-- Begin Recorded data --

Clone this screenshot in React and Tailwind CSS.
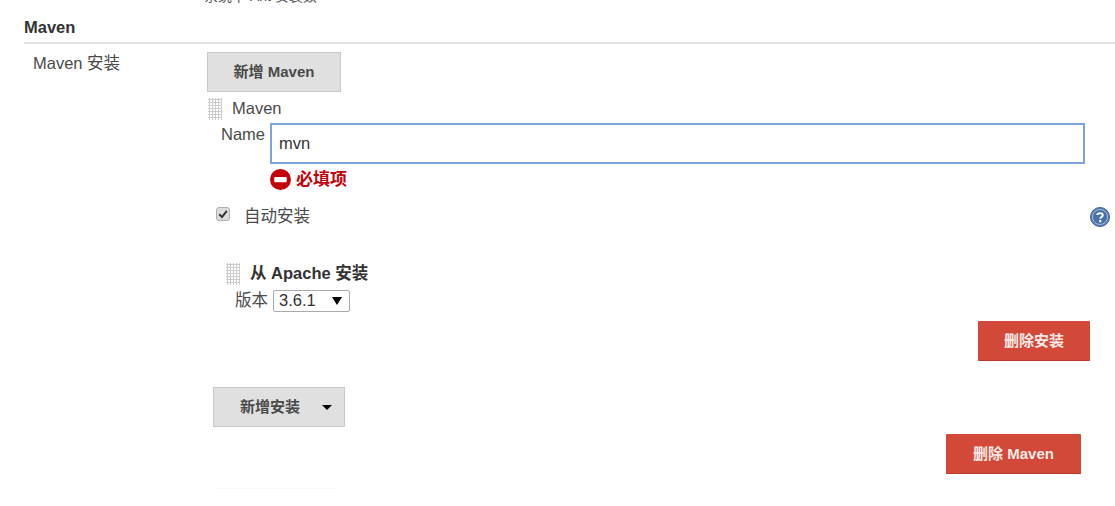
import React from "react";

const FONT = { fontFamily: '"Liberation Sans", "Noto Sans CJK SC", sans-serif' };

// dotted drag handle
function Handle({ className = "" }) {
  return (
    <div
      className={`w-[14px] h-[22px] shrink-0 bg-[radial-gradient(#cdcdcd_1.2px,transparent_1.2px)] bg-[length:3px_3px] ${className}`}
    />
  );
}

function GreyButton({ children, className = "" }) {
  return (
    <button className={`h-[40px] bg-[#e0e0e0] border border-[#c8c8c8] text-[#4a4a4a] text-[15px] font-bold flex items-center justify-center ${className}`}>
      {children}
    </button>
  );
}

function RedButton({ children, className = "" }) {
  return (
    <button className={`h-[40px] bg-[#d24939] border-b border-[#b93a2c] rounded-[1px] text-[#f7e9e6] text-[15px] font-bold flex items-center justify-center pt-[1px] ${className}`}>
      {children}
    </button>
  );
}

function ErrorIcon() {
  return (
    <svg viewBox="0 0 20 20" className="w-[21px] h-[21px] shrink-0">
      <circle cx="10" cy="10" r="10" fill="#c4000a" />
      <rect x="4" y="7.5" width="12" height="5" rx="1" fill="#fff" />
    </svg>
  );
}

function HelpIcon() {
  return (
    <svg viewBox="0 0 20 20" className="w-[20px] h-[20px]">
      <circle cx="10" cy="10" r="9.5" fill="#5b7fb5" stroke="#3f5f95" />
      <circle cx="10" cy="10" r="7.5" fill="#4a70ab" stroke="#b5c6de" strokeWidth="0.8" />
      <path d="M7.3 8 C7.3 5.8 12.8 5.6 12.8 8.2 C12.8 10 10.2 10 10.2 11.8" fill="none" stroke="#fff" strokeWidth="2" />
      <rect x="9.1" y="13" width="2.2" height="2.2" fill="#fff" />
    </svg>
  );
}

function Checkbox() {
  return (
    <span className="relative ml-[9px] w-[14px] h-[14px] mt-[-6px] shrink-0 flex">
      <input type="checkbox" readOnly checked className="appearance-none w-[14px] h-[14px] rounded-[3px] bg-[#dcdcdc] border border-[#b0b0b0]" />
      <svg viewBox="0 0 14 14" className="absolute inset-0 w-[14px] h-[14px] pointer-events-none">
        <path d="M3.2 7.2 L6 10 L10.8 3.8" fill="none" stroke="#333" strokeWidth="2" />
      </svg>
    </span>
  );
}

export default function App() {
  return (
    <div style={FONT} className="w-[1115px] h-[506px] overflow-hidden bg-white text-[#333] text-[16px]">
      {/* clipped line from the section above */}
      <div className="h-[5px] pl-[204px] overflow-hidden flex items-end">
        <span className="text-[14px] leading-[18px] text-[#555] whitespace-nowrap">系统下 Ant 安装数</span>
      </div>

      {/* section title */}
      <div className="ml-[24px] mt-[13px] h-[26px] border-b-2 border-[#e4e4e4] text-[16.5px] font-bold leading-[18px] text-[#333]">
        Maven
      </div>

      <div className="flex">
        <div className="w-[207px] pl-[33px] pt-[9px] text-[16.5px] leading-[20px] text-[#4a4a4a] shrink-0">Maven 安装</div>

        <div className="flex-1 pt-[8px]">
          <GreyButton className="w-[134px]">新增 Maven</GreyButton>

          <div className="flex items-center mt-[6px] pl-[1px] h-[22px]">
            <Handle />
            <span className="ml-[10px] mb-[2px] text-[16.5px] text-[#4a4a4a]">Maven</span>
          </div>

          <div className="flex mt-[3px] pl-[14px]">
            <span className="w-[49px] text-[16.5px] leading-[20px] mt-[1px] text-[#4a4a4a]">Name</span>
            <input
              readOnly
              value="mvn"
              className="w-[815px] h-[41px] border-2 border-[#7da2de] px-[7px] text-[16.5px] text-[#333] outline-none"
            />
          </div>

          <div className="flex items-center gap-[5px] mt-[5px] ml-[63px] text-[#c4000a] font-bold text-[17px] h-[21px]">
            <ErrorIcon />
            <span>必填项</span>
          </div>

          <div className="flex items-center mt-[16px] h-[22px] w-[903px]">
            <Checkbox />
            <span className="ml-[14px] mb-[2px] text-[16.5px] text-[#4a4a4a]">自动安装</span>
            <span className="ml-auto flex">
              <HelpIcon />
            </span>
          </div>

          <div className="flex items-center mt-[35px] pl-[19px] h-[22px]">
            <Handle />
            <span className="ml-[10px] mb-[2px] text-[16.5px] font-bold text-[#333]">从 Apache 安装</span>
          </div>

          <div className="flex items-center mt-[5px] pl-[28px] h-[22px]">
            <span className="mb-[2px] text-[16.5px] text-[#4a4a4a]">版本</span>
            <div className="ml-[5px] w-[77px] h-[22px] border border-[#aaa] rounded-[2px] flex items-center justify-between pl-[5px] pr-[7px] text-[16.5px] text-[#333]">
              <span className="mb-[2px]">3.6.1</span>
              <span className="w-0 h-0 border-x-[5px] border-x-transparent border-t-[8px] border-t-black" />
            </div>
          </div>

          <div className="flex justify-end w-[883px] mt-[9px]">
            <RedButton className="w-[112px]">删除安装</RedButton>
          </div>

          <GreyButton className="w-[132px] ml-[6px] mt-[26px] relative pr-[18px]">
            新增安装
            <span className="absolute right-[12px] top-[17px] w-0 h-0 border-x-[5px] border-x-transparent border-t-[5px] border-t-black" />
          </GreyButton>

          <div className="flex justify-end w-[874px] mt-[7px]">
            <RedButton className="w-[135px]">删除 Maven</RedButton>
          </div>

          {/* faint line at the bottom */}
          <div className="w-[120px] h-px ml-[8px] mt-[14px] bg-[#f8f8f8]" />
        </div>
      </div>
    </div>
  );
}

-- End Recorded data --

Instruction –
Transcribe each line above verbatim, with the pictures left out.

Exercise result –
Clone this screenshot in React and Tailwind CSS.
import React from "react";

const FONT = { fontFamily: '"Liberation Sans", "Noto Sans CJK SC", sans-serif' };

// dotted drag handle
function Handle({ className = "" }) {
  return (
    <div
      className={`w-[14px] h-[22px] shrink-0 bg-[radial-gradient(#cdcdcd_1.2px,transparent_1.2px)] bg-[length:3px_3px] ${className}`}
    />
  );
}

function GreyButton({ children, className = "" }) {
  return (
    <button className={`h-[40px] bg-[#e0e0e0] border border-[#c8c8c8] text-[#4a4a4a] text-[15px] font-bold flex items-center justify-center ${className}`}>
      {children}
    </button>
  );
}

function RedButton({ children, className = "" }) {
  return (
    <button className={`h-[40px] bg-[#d24939] border-b border-[#b93a2c] rounded-[1px] text-[#f7e9e6] text-[15px] font-bold flex items-center justify-center pt-[1px] ${className}`}>
      {children}
    </button>
  );
}

function ErrorIcon() {
  return (
    <svg viewBox="0 0 20 20" className="w-[21px] h-[21px] shrink-0">
      <circle cx="10" cy="10" r="10" fill="#c4000a" />
      <rect x="4" y="7.5" width="12" height="5" rx="1" fill="#fff" />
    </svg>
  );
}

function HelpIcon() {
  return (
    <svg viewBox="0 0 20 20" className="w-[20px] h-[20px]">
      <circle cx="10" cy="10" r="9.5" fill="#5b7fb5" stroke="#3f5f95" />
      <circle cx="10" cy="10" r="7.5" fill="#4a70ab" stroke="#b5c6de" strokeWidth="0.8" />
      <path d="M7.3 8 C7.3 5.8 12.8 5.6 12.8 8.2 C12.8 10 10.2 10 10.2 11.8" fill="none" stroke="#fff" strokeWidth="2" />
      <rect x="9.1" y="13" width="2.2" height="2.2" fill="#fff" />
    </svg>
  );
}

function Checkbox() {
  return (
    <span className="relative ml-[9px] w-[14px] h-[14px] mt-[-6px] shrink-0 flex">
      <input type="checkbox" readOnly checked className="appearance-none w-[14px] h-[14px] rounded-[3px] bg-[#dcdcdc] border border-[#b0b0b0]" />
      <svg viewBox="0 0 14 14" className="absolute inset-0 w-[14px] h-[14px] pointer-events-none">
        <path d="M3.2 7.2 L6 10 L10.8 3.8" fill="none" stroke="#333" strokeWidth="2" />
      </svg>
    </span>
  );
}

export default function App() {
  return (
    <div style={FONT} className="w-[1115px] h-[506px] overflow-hidden bg-white text-[#333] text-[16px]">
      {/* clipped line from the section above */}
      <div className="h-[5px] pl-[204px] overflow-hidden flex items-end">
        <span className="text-[14px] leading-[18px] text-[#555] whitespace-nowrap">系统下 Ant 安装数</span>
      </div>

      {/* section title */}
      <div className="ml-[24px] mt-[13px] h-[26px] border-b-2 border-[#e4e4e4] text-[16.5px] font-bold leading-[18px] text-[#333]">
        Maven
      </div>

      <div className="flex">
        <div className="w-[207px] pl-[33px] pt-[9px] text-[16.5px] leading-[20px] text-[#4a4a4a] shrink-0">Maven 安装</div>

        <div className="flex-1 pt-[8px]">
          <GreyButton className="w-[134px]">新增 Maven</GreyButton>

          <div className="flex items-center mt-[6px] pl-[1px] h-[22px]">
            <Handle />
            <span className="ml-[10px] mb-[2px] text-[16.5px] text-[#4a4a4a]">Maven</span>
          </div>

          <div className="flex mt-[3px] pl-[14px]">
            <span className="w-[49px] text-[16.5px] leading-[20px] mt-[1px] text-[#4a4a4a]">Name</span>
            <input
              readOnly
              value="mvn"
              className="w-[815px] h-[41px] border-2 border-[#7da2de] px-[7px] text-[16.5px] text-[#333] outline-none"
            />
          </div>

          <div className="flex items-center gap-[5px] mt-[5px] ml-[63px] text-[#c4000a] font-bold text-[17px] h-[21px]">
            <ErrorIcon />
            <span>必填项</span>
          </div>

          <div className="flex items-center mt-[16px] h-[22px] w-[903px]">
            <Checkbox />
            <span className="ml-[14px] mb-[2px] text-[16.5px] text-[#4a4a4a]">自动安装</span>
            <span className="ml-auto flex">
              <HelpIcon />
            </span>
          </div>

          <div className="flex items-center mt-[35px] pl-[19px] h-[22px]">
            <Handle />
            <span className="ml-[10px] mb-[2px] text-[16.5px] font-bold text-[#333]">从 Apache 安装</span>
          </div>

          <div className="flex items-center mt-[5px] pl-[28px] h-[22px]">
            <span className="mb-[2px] text-[16.5px] text-[#4a4a4a]">版本</span>
            <div className="ml-[5px] w-[77px] h-[22px] border border-[#aaa] rounded-[2px] flex items-center justify-between pl-[5px] pr-[7px] text-[16.5px] text-[#333]">
              <span className="mb-[2px]">3.6.1</span>
              <span className="w-0 h-0 border-x-[5px] border-x-transparent border-t-[8px] border-t-black" />
            </div>
          </div>

          <div className="flex justify-end w-[883px] mt-[9px]">
            <RedButton className="w-[112px]">删除安装</RedButton>
          </div>

          <GreyButton className="w-[132px] ml-[6px] mt-[26px] relative pr-[18px]">
            新增安装
            <span className="absolute right-[12px] top-[17px] w-0 h-0 border-x-[5px] border-x-transparent border-t-[5px] border-t-black" />
          </GreyButton>

          <div className="flex justify-end w-[874px] mt-[7px]">
            <RedButton className="w-[135px]">删除 Maven</RedButton>
          </div>

          {/* faint line at the bottom */}
          <div className="w-[120px] h-px ml-[8px] mt-[14px] bg-[#f8f8f8]" />
        </div>
      </div>
    </div>
  );
}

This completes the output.